We don't have the capability to look up all the metadata entries associated with the original resource (even if there happens to only be one).  In this case, the original resource http://modpagespeed.com/images/BikeCrashIcn.png might have a metadata cache entry for the jpeg-transcoded version (for FireFox, IE, Safari) and the webp-transcoded version (for Chorme, Opera, and Android).  So the "show metadata cache" UI requires you to put in a .pagespeed.
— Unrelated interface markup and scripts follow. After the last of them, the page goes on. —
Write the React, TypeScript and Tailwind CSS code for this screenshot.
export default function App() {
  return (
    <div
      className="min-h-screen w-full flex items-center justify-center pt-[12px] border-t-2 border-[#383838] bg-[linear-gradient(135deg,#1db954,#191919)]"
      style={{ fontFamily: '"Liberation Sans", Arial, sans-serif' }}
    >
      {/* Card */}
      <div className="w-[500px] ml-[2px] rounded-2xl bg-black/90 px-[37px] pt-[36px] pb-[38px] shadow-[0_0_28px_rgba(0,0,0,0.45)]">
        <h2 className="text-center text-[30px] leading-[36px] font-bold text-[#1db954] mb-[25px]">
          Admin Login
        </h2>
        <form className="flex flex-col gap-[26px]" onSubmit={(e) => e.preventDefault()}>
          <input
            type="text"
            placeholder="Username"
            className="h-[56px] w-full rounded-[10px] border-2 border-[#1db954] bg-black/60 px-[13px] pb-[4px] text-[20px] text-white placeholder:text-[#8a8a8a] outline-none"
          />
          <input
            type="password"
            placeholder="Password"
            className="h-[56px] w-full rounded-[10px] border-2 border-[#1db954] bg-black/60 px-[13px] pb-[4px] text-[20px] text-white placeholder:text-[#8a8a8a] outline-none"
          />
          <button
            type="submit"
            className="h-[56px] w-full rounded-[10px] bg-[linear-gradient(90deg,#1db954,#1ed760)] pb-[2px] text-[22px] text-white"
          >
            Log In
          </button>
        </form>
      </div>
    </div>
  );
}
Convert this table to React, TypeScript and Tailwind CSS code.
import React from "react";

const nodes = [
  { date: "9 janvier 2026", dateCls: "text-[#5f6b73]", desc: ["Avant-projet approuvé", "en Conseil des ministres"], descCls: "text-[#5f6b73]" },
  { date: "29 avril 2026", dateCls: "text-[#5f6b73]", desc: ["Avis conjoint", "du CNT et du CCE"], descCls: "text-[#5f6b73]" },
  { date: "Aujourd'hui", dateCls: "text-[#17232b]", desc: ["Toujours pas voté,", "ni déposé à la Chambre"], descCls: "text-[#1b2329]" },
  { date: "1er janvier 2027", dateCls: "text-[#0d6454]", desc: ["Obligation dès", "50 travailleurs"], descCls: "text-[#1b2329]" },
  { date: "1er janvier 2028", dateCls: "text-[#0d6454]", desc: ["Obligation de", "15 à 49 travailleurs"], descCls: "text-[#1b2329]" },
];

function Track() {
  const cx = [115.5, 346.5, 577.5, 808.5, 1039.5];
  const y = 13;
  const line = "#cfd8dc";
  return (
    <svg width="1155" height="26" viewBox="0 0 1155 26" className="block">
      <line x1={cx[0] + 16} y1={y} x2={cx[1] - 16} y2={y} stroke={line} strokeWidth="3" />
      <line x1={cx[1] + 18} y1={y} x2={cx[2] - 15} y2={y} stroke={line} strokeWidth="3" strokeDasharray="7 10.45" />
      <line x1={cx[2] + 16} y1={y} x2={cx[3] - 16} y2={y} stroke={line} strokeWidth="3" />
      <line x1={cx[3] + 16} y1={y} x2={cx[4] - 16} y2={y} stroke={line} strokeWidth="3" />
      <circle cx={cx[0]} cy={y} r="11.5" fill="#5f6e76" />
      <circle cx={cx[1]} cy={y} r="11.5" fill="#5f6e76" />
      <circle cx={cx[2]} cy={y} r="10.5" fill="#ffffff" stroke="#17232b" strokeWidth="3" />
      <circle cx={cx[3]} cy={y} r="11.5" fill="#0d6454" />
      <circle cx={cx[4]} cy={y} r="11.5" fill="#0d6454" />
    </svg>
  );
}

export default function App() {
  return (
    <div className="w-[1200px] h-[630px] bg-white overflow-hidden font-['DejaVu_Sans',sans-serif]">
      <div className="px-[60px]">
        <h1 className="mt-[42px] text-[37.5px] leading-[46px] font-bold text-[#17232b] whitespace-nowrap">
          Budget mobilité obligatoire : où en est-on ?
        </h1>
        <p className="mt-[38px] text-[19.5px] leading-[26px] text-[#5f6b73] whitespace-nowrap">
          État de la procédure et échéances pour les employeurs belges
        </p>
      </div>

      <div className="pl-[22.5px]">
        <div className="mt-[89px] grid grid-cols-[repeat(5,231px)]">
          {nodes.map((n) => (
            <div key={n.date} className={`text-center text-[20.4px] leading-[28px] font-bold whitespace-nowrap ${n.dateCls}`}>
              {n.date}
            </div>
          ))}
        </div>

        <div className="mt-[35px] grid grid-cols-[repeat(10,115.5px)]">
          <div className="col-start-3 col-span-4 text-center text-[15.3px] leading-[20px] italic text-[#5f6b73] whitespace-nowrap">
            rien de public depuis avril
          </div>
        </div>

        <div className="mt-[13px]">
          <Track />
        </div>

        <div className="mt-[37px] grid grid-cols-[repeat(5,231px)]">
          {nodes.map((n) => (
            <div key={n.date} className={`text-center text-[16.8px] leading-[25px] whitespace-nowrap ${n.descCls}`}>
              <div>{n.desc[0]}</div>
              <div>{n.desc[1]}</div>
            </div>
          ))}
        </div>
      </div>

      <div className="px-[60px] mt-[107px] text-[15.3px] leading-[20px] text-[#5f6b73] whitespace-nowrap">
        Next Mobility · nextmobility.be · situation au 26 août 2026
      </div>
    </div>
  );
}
URL.

Cache misses may happen because your cache is not working properly, or because your origin might employ a cache-busting technique for its URL generation, or your origin resources may be privately cached.  They may happen because of cache evictions as well, if the cache size is too small to hold your site's resources.

However cache misses can also happen when mod_pagespeed is simply learning a large site, and might diminish as you keep revisiting the same page.

-Josh


--
You received this message because you are subscribed to the Google Groups "mod-pagespeed-discuss" group.
To unsubscribe from this group and stop receiving emails from it, send an email to mod-pagespeed-di...@googlegroups.com.
To view this discussion on the web visit https://groups.google.com/d/msgid/mod-pagespeed-discuss/8c2595f2-fbbd-4241-96c9-c739f115d7ff%40googlegroups.com.
For more options, visit https://groups.google.com/d/optout.

Adrian Petre

unread,
Aug 18, 2014, 3:30:26 AM8/18/14
to mod-pagesp...@googlegroups.com
Is it possible to learn who are the pagespeed URLs ?

Joshua Marantz

unread,
Aug 18, 2014, 8:19:45 AM8/18/14
to mod-pagespeed-discuss
Normally you would get them from the HTML after URLs are rewritten, either via "View Source" or the Developer Tools in your browser.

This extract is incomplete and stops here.